[Given request]
Leave the pictures out, and retype all of the material exactly as written.
[START]
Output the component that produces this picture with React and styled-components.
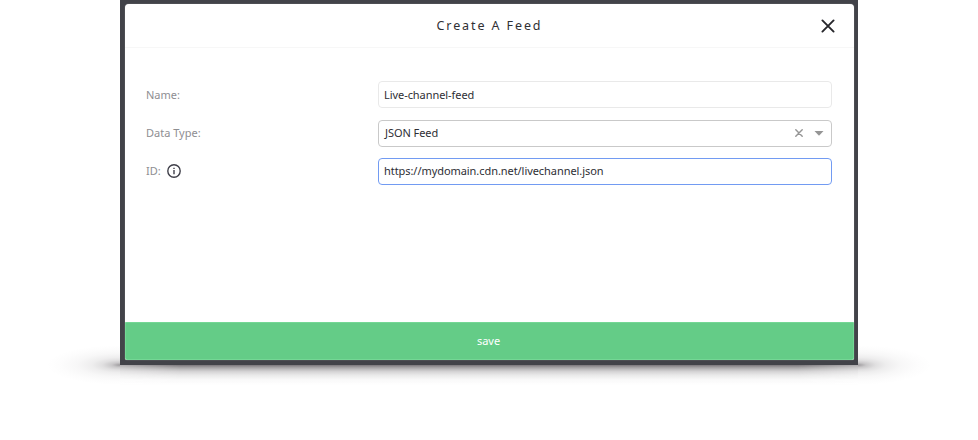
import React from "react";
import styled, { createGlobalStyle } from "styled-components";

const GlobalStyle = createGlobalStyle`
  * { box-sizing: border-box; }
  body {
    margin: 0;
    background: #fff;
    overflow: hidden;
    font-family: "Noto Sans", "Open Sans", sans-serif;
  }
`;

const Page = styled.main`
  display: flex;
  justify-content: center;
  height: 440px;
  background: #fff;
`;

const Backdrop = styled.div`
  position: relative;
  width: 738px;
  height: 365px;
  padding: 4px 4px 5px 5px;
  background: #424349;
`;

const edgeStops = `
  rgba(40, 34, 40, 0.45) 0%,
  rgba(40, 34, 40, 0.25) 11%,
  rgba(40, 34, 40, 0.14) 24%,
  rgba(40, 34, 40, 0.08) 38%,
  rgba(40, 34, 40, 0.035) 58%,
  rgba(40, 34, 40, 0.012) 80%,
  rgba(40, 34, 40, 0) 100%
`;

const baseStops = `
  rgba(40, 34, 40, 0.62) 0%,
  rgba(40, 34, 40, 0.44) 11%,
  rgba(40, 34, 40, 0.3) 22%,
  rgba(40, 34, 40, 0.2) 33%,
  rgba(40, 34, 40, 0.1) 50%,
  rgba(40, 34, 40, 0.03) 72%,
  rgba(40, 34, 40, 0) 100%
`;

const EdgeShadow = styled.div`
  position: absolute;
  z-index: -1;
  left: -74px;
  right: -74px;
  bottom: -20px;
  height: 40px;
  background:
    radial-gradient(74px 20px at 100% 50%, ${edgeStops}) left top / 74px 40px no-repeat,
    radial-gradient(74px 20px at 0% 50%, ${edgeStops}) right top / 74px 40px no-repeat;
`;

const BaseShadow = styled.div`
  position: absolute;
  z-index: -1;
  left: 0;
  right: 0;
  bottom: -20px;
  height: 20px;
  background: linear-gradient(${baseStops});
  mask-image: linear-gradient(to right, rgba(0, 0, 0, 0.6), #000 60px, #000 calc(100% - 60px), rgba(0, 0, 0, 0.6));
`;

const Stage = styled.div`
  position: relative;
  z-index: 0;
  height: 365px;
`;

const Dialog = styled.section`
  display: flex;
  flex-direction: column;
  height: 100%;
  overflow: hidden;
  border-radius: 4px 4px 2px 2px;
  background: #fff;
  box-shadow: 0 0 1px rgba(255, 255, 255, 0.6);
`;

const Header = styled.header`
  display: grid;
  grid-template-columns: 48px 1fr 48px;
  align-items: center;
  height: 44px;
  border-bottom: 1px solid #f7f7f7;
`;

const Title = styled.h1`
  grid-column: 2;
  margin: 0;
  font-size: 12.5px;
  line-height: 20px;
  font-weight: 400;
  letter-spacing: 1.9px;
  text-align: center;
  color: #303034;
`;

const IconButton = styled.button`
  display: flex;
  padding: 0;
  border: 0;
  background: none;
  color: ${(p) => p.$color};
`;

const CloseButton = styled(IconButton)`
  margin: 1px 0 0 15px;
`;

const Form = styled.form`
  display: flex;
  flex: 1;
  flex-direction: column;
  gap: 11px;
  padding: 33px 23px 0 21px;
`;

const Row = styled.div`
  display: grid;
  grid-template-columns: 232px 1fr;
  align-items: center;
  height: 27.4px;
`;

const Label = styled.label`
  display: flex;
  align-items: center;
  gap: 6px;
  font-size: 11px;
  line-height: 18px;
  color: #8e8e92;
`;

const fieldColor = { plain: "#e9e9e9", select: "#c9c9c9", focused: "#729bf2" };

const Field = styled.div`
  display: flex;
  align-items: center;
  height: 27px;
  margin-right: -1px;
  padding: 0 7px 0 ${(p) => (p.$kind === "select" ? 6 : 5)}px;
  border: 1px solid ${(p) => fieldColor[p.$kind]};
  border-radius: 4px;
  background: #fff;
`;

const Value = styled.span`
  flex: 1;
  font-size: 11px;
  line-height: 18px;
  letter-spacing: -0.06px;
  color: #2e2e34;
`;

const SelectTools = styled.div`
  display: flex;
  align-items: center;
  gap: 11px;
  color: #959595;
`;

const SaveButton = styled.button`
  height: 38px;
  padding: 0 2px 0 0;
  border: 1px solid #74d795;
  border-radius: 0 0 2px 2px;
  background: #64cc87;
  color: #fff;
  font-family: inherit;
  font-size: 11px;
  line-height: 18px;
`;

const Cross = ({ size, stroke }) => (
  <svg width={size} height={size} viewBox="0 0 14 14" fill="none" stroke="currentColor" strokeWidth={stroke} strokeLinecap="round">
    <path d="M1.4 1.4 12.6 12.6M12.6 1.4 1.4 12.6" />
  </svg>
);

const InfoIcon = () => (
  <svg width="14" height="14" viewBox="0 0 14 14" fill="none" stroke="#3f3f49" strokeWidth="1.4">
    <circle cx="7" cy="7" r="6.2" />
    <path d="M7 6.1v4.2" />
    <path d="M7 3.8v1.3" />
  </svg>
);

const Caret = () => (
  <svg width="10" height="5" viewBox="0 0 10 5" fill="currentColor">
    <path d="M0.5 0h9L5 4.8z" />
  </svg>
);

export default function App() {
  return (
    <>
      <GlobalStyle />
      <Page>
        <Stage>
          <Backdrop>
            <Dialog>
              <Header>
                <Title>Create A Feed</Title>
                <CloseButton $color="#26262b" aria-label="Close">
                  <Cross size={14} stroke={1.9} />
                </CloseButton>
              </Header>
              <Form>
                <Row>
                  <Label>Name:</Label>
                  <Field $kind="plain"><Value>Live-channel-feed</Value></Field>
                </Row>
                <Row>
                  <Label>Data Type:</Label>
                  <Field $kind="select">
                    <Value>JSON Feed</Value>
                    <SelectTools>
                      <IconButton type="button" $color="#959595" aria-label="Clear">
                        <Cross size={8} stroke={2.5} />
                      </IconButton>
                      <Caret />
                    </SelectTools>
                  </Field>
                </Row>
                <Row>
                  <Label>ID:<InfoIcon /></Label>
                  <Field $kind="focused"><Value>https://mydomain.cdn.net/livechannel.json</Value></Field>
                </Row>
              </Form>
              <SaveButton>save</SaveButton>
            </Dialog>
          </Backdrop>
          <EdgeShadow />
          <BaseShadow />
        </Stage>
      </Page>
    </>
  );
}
[END]
[Completed task]
Output the component that produces this picture with React and styled-components.
import React from "react";
import styled, { createGlobalStyle } from "styled-components";

const GlobalStyle = createGlobalStyle`
  * { box-sizing: border-box; }
  body {
    margin: 0;
    background: #fff;
    overflow: hidden;
    font-family: "Noto Sans", "Open Sans", sans-serif;
  }
`;

const Page = styled.main`
  display: flex;
  justify-content: center;
  height: 440px;
  background: #fff;
`;

const Backdrop = styled.div`
  position: relative;
  width: 738px;
  height: 365px;
  padding: 4px 4px 5px 5px;
  background: #424349;
`;

const edgeStops = `
  rgba(40, 34, 40, 0.45) 0%,
  rgba(40, 34, 40, 0.25) 11%,
  rgba(40, 34, 40, 0.14) 24%,
  rgba(40, 34, 40, 0.08) 38%,
  rgba(40, 34, 40, 0.035) 58%,
  rgba(40, 34, 40, 0.012) 80%,
  rgba(40, 34, 40, 0) 100%
`;

const baseStops = `
  rgba(40, 34, 40, 0.62) 0%,
  rgba(40, 34, 40, 0.44) 11%,
  rgba(40, 34, 40, 0.3) 22%,
  rgba(40, 34, 40, 0.2) 33%,
  rgba(40, 34, 40, 0.1) 50%,
  rgba(40, 34, 40, 0.03) 72%,
  rgba(40, 34, 40, 0) 100%
`;

const EdgeShadow = styled.div`
  position: absolute;
  z-index: -1;
  left: -74px;
  right: -74px;
  bottom: -20px;
  height: 40px;
  background:
    radial-gradient(74px 20px at 100% 50%, ${edgeStops}) left top / 74px 40px no-repeat,
    radial-gradient(74px 20px at 0% 50%, ${edgeStops}) right top / 74px 40px no-repeat;
`;

const BaseShadow = styled.div`
  position: absolute;
  z-index: -1;
  left: 0;
  right: 0;
  bottom: -20px;
  height: 20px;
  background: linear-gradient(${baseStops});
  mask-image: linear-gradient(to right, rgba(0, 0, 0, 0.6), #000 60px, #000 calc(100% - 60px), rgba(0, 0, 0, 0.6));
`;

const Stage = styled.div`
  position: relative;
  z-index: 0;
  height: 365px;
`;

const Dialog = styled.section`
  display: flex;
  flex-direction: column;
  height: 100%;
  overflow: hidden;
  border-radius: 4px 4px 2px 2px;
  background: #fff;
  box-shadow: 0 0 1px rgba(255, 255, 255, 0.6);
`;

const Header = styled.header`
  display: grid;
  grid-template-columns: 48px 1fr 48px;
  align-items: center;
  height: 44px;
  border-bottom: 1px solid #f7f7f7;
`;

const Title = styled.h1`
  grid-column: 2;
  margin: 0;
  font-size: 12.5px;
  line-height: 20px;
  font-weight: 400;
  letter-spacing: 1.9px;
  text-align: center;
  color: #303034;
`;

const IconButton = styled.button`
  display: flex;
  padding: 0;
  border: 0;
  background: none;
  color: ${(p) => p.$color};
`;

const CloseButton = styled(IconButton)`
  margin: 1px 0 0 15px;
`;

const Form = styled.form`
  display: flex;
  flex: 1;
  flex-direction: column;
  gap: 11px;
  padding: 33px 23px 0 21px;
`;

const Row = styled.div`
  display: grid;
  grid-template-columns: 232px 1fr;
  align-items: center;
  height: 27.4px;
`;

const Label = styled.label`
  display: flex;
  align-items: center;
  gap: 6px;
  font-size: 11px;
  line-height: 18px;
  color: #8e8e92;
`;

const fieldColor = { plain: "#e9e9e9", select: "#c9c9c9", focused: "#729bf2" };

const Field = styled.div`
  display: flex;
  align-items: center;
  height: 27px;
  margin-right: -1px;
  padding: 0 7px 0 ${(p) => (p.$kind === "select" ? 6 : 5)}px;
  border: 1px solid ${(p) => fieldColor[p.$kind]};
  border-radius: 4px;
  background: #fff;
`;

const Value = styled.span`
  flex: 1;
  font-size: 11px;
  line-height: 18px;
  letter-spacing: -0.06px;
  color: #2e2e34;
`;

const SelectTools = styled.div`
  display: flex;
  align-items: center;
  gap: 11px;
  color: #959595;
`;

const SaveButton = styled.button`
  height: 38px;
  padding: 0 2px 0 0;
  border: 1px solid #74d795;
  border-radius: 0 0 2px 2px;
  background: #64cc87;
  color: #fff;
  font-family: inherit;
  font-size: 11px;
  line-height: 18px;
`;

const Cross = ({ size, stroke }) => (
  <svg width={size} height={size} viewBox="0 0 14 14" fill="none" stroke="currentColor" strokeWidth={stroke} strokeLinecap="round">
    <path d="M1.4 1.4 12.6 12.6M12.6 1.4 1.4 12.6" />
  </svg>
);

const InfoIcon = () => (
  <svg width="14" height="14" viewBox="0 0 14 14" fill="none" stroke="#3f3f49" strokeWidth="1.4">
    <circle cx="7" cy="7" r="6.2" />
    <path d="M7 6.1v4.2" />
    <path d="M7 3.8v1.3" />
  </svg>
);

const Caret = () => (
  <svg width="10" height="5" viewBox="0 0 10 5" fill="currentColor">
    <path d="M0.5 0h9L5 4.8z" />
  </svg>
);

export default function App() {
  return (
    <>
      <GlobalStyle />
      <Page>
        <Stage>
          <Backdrop>
            <Dialog>
              <Header>
                <Title>Create A Feed</Title>
                <CloseButton $color="#26262b" aria-label="Close">
                  <Cross size={14} stroke={1.9} />
                </CloseButton>
              </Header>
              <Form>
                <Row>
                  <Label>Name:</Label>
                  <Field $kind="plain"><Value>Live-channel-feed</Value></Field>
                </Row>
                <Row>
                  <Label>Data Type:</Label>
                  <Field $kind="select">
                    <Value>JSON Feed</Value>
                    <SelectTools>
                      <IconButton type="button" $color="#959595" aria-label="Clear">
                        <Cross size={8} stroke={2.5} />
                      </IconButton>
                      <Caret />
                    </SelectTools>
                  </Field>
                </Row>
                <Row>
                  <Label>ID:<InfoIcon /></Label>
                  <Field $kind="focused"><Value>https://mydomain.cdn.net/livechannel.json</Value></Field>
                </Row>
              </Form>
              <SaveButton>save</SaveButton>
            </Dialog>
          </Backdrop>
          <EdgeShadow />
          <BaseShadow />
        </Stage>
      </Page>
    </>
  );
}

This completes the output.